Casimir Effect and Regularization In Quauntum Field Theory in a Nutshell by A. Zee, Section 1.9, about the Casimir Effect he introduces a regulator $e^{-an/d}$ where $a$ has units of length in natural units and $d$ is the space between two conducting plates. The energy at $d$ is given by:
$$ f(d) = \frac{\pi}{2d} \sum_{n=1}^{\infty} e^{-an/d}= -\frac{\pi}{2\color{red}{d}} \frac{\partial}{\partial a} \sum_{n=1}^{\infty} e^{-an/d} = -\frac{\pi}{2\color{red}{d}} \frac{\partial}{\partial a} \frac{1}{1-e^{-a/d}} = \frac{\pi}{2d} \frac{e^{a/d}}{(e^{a/d}-1)^{2}}$$
Should not the third equality be
$$ -\frac{\pi}{2\color{red}{d}} \frac{\partial}{\partial a} \frac{e^{-a/d}}{1-e^{-a/d}} $$
Also he says that since we want $a^{-1}$ to be large, we take the limit $a$ small so that:
$$f(d) = \frac{\pi d}{2a^{2}} - \frac{\pi}{24 d} + \frac{\pi a^{2}}{480 d^{3}} +O(a^{4}/d^{5})$$
I tried Taylor expanding the last equality but did not work out.

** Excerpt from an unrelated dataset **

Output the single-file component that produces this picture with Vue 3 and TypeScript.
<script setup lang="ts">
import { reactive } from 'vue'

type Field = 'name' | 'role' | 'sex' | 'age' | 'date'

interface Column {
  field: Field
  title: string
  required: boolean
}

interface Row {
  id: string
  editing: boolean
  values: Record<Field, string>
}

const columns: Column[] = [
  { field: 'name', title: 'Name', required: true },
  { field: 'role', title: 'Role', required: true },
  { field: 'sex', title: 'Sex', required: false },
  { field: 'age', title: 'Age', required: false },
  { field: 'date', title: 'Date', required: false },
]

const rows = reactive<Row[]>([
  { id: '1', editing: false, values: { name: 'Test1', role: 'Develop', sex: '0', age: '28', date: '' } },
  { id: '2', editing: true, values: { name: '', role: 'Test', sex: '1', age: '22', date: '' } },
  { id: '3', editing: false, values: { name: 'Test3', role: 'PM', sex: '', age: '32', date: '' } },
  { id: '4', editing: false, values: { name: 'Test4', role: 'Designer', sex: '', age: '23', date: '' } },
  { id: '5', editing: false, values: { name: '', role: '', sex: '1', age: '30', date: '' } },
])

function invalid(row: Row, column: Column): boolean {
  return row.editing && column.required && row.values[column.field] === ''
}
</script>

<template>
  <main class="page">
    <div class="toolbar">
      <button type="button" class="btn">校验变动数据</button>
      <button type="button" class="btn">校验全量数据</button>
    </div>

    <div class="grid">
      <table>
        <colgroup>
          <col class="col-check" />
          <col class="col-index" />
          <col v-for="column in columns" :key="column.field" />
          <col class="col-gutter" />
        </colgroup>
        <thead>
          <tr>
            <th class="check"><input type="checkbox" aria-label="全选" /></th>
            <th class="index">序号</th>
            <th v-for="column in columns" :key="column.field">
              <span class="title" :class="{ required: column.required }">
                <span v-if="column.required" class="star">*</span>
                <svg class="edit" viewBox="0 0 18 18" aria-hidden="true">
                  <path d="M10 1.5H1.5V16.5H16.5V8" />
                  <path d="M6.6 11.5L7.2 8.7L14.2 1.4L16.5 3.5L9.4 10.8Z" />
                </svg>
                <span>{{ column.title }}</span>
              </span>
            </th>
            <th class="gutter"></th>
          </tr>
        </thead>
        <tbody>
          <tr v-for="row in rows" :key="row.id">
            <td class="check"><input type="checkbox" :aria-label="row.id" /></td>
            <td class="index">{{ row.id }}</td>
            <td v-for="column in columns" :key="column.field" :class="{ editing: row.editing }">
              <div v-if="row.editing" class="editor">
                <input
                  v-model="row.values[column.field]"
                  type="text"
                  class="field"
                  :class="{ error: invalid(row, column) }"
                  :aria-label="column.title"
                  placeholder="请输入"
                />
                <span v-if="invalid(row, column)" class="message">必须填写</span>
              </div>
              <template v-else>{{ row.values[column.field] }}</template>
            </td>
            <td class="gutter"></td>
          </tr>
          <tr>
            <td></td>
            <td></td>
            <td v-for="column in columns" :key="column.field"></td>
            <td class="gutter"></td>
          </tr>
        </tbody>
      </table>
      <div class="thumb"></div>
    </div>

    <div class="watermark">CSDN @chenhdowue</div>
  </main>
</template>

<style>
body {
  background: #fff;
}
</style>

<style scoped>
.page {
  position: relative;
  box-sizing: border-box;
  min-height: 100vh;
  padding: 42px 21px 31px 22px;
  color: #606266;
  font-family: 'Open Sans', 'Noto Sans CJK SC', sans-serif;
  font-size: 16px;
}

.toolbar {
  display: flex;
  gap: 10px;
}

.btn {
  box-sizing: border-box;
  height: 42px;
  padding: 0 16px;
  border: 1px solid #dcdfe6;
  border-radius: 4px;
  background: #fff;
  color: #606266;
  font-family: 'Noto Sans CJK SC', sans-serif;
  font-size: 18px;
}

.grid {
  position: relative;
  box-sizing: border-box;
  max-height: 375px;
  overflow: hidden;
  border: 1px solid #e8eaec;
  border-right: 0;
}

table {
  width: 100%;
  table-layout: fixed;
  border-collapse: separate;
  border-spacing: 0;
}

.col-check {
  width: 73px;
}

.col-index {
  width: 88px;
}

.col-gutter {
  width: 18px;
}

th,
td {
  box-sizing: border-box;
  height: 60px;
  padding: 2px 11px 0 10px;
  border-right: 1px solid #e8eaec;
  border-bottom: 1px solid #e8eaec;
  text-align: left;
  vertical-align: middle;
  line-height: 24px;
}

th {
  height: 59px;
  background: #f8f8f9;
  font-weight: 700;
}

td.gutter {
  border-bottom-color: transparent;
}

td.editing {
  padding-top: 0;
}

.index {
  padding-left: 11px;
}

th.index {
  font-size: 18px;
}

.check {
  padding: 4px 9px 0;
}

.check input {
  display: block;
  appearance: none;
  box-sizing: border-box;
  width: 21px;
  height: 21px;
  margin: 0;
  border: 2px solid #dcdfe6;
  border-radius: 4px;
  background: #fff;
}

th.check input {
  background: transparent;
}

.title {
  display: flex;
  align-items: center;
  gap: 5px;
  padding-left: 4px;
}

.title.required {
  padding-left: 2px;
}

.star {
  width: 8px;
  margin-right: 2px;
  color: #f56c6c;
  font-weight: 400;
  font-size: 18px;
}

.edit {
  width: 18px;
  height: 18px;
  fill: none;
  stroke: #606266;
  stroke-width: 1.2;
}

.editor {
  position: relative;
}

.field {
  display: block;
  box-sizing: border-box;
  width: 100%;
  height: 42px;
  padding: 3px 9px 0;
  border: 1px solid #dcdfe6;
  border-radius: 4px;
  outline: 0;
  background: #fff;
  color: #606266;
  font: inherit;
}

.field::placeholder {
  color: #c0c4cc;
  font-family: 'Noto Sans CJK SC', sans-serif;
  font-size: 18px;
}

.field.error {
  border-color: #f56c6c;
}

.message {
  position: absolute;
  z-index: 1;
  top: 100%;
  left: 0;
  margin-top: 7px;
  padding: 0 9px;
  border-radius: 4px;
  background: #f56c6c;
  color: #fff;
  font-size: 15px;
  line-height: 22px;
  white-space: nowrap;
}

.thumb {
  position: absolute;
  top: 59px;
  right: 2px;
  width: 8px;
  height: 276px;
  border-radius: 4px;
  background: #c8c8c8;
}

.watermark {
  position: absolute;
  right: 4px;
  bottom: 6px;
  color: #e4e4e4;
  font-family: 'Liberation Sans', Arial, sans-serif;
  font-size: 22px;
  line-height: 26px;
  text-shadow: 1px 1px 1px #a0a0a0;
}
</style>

Any hints?
 A: 
Should not the third equality be

Yes, it's a typo.
They probably wanted to write:
$$ \frac{1}{\mathrm{e}^{a/d}-1}$$

I tried Taylor expanding the last equality but did not work out. Any
hints?

The Taylor expansion is
$$ \frac{\exp(h)}{(\exp(h)-1)^2} \approx \frac{1}{h^2}-\frac{1}{12}+\frac{h^2}{240} \dots... $$
substitute $h = a/d$ and use the pre-factor $\pi/(2d)$ (from which you dropped the $d$ in the later steps), and you get the required expression.

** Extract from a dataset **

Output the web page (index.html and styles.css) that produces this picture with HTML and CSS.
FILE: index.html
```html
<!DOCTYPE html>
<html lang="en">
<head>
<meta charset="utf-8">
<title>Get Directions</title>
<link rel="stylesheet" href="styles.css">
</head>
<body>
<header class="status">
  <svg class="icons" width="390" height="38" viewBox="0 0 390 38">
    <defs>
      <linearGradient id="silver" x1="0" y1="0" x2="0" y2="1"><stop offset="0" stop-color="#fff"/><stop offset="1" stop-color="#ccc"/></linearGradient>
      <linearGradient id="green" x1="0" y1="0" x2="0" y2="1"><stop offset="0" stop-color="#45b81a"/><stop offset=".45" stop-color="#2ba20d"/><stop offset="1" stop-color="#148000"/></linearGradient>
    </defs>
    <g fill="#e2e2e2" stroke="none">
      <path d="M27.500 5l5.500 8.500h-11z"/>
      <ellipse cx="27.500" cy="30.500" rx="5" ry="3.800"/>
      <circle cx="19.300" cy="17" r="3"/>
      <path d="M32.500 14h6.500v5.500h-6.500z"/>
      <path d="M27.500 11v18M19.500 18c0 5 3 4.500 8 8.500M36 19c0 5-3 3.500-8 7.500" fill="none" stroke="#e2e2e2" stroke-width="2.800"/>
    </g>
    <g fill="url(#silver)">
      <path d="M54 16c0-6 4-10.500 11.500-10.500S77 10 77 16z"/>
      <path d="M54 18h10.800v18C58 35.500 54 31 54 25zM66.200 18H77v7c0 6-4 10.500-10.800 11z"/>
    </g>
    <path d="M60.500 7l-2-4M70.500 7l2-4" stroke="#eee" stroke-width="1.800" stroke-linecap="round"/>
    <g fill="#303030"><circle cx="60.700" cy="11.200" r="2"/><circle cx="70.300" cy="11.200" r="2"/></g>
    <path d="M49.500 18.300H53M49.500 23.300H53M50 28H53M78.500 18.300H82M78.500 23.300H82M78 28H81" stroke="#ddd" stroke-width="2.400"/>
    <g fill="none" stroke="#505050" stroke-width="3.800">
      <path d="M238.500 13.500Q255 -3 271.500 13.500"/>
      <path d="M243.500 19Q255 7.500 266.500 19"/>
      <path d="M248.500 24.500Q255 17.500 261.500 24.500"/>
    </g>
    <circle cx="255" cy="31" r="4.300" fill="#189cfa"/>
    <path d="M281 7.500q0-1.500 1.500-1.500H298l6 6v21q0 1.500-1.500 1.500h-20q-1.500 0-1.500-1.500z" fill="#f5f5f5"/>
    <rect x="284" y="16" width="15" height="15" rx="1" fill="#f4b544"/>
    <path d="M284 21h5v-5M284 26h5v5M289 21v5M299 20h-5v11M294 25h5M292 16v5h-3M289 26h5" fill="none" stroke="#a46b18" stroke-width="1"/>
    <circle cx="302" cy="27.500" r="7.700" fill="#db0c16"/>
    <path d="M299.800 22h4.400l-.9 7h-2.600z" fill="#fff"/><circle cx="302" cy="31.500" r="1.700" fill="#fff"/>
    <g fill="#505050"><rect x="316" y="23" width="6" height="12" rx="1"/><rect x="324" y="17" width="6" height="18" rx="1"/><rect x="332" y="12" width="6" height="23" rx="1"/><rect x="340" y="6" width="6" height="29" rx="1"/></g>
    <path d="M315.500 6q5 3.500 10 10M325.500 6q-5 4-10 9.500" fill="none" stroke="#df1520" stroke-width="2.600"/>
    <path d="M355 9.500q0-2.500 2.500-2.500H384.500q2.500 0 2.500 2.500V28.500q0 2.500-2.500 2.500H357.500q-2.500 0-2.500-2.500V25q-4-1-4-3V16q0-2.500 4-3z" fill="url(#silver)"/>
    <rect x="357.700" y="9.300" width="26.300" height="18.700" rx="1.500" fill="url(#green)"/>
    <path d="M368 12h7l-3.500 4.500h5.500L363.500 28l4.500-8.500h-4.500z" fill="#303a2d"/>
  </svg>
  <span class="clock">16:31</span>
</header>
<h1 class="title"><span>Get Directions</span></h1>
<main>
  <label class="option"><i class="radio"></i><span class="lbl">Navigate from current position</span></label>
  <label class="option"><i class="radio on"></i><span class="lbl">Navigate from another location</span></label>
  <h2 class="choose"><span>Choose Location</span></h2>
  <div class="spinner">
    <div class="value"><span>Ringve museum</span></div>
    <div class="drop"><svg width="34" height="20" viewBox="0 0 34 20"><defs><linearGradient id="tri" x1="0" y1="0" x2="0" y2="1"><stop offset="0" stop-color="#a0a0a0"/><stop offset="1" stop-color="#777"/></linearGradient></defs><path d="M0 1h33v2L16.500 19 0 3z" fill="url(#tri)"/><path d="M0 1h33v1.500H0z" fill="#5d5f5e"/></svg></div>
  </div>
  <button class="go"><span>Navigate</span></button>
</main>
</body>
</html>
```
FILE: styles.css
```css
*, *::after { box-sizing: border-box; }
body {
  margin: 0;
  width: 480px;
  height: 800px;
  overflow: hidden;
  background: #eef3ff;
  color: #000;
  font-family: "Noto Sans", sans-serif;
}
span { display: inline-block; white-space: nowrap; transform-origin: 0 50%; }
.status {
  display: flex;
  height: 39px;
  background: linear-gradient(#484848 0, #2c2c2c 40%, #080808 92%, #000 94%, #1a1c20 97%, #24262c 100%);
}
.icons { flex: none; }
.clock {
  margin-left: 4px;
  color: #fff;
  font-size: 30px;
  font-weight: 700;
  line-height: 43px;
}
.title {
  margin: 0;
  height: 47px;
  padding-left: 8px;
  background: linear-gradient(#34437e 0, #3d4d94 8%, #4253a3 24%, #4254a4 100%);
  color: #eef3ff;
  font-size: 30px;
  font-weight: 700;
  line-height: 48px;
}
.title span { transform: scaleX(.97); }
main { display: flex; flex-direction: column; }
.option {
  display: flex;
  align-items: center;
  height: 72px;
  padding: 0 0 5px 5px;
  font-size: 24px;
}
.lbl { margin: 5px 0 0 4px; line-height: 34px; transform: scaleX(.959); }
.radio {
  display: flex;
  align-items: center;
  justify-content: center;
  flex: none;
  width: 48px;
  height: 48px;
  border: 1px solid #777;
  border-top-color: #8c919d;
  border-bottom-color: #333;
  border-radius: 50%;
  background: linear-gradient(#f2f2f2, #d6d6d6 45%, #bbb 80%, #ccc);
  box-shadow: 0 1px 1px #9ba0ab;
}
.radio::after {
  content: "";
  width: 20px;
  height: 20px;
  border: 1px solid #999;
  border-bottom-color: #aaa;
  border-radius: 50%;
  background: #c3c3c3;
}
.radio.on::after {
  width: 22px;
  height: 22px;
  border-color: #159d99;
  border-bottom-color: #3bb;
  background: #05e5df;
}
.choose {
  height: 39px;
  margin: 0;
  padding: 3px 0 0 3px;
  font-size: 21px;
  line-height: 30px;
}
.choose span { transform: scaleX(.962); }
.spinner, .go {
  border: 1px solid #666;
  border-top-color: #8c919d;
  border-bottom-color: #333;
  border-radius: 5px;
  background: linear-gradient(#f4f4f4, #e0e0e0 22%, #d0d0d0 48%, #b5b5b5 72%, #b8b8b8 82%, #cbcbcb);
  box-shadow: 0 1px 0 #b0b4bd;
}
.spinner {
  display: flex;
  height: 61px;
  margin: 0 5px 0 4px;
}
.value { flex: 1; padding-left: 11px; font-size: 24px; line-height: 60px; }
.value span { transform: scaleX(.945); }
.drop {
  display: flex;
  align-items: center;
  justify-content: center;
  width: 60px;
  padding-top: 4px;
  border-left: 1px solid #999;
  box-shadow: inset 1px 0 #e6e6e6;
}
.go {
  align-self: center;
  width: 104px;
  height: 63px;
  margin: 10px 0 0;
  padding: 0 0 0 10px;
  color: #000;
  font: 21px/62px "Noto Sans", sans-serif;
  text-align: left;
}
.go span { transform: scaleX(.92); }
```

A: To supplement @SuperCiocia's answer, I'll calculate its Laurent series more efficiently than with the method suggested in their comment. Squaring$$\tfrac{e^h-1}{e^{h/2}}=e^{h/2}-e^{-h/2}=h\left(1+\tfrac{h^2}{24}+\tfrac{h^4}{1920}+o(h^4)\right)$$gives$$\tfrac{(e^h-1)^2}{e^h}=h^2\left(1+\tfrac{h^2}{12}+\tfrac{h^4}{360}+o(h^4)\right).$$The Ansatz$$\frac{e^h}{(e^h-1)^2}=h^{-2}\left(1-\tfrac{h^2}{12}+Ah^4+o(h^4)\right)$$gives$$0=\tfrac{1}{360}-\tfrac{1}{144}+A\implies A=\tfrac{1}{240}.$$(You can arguably make the arithmetic a little easier with strategic powers of $x:=\tfrac{1}{12}h^2$.)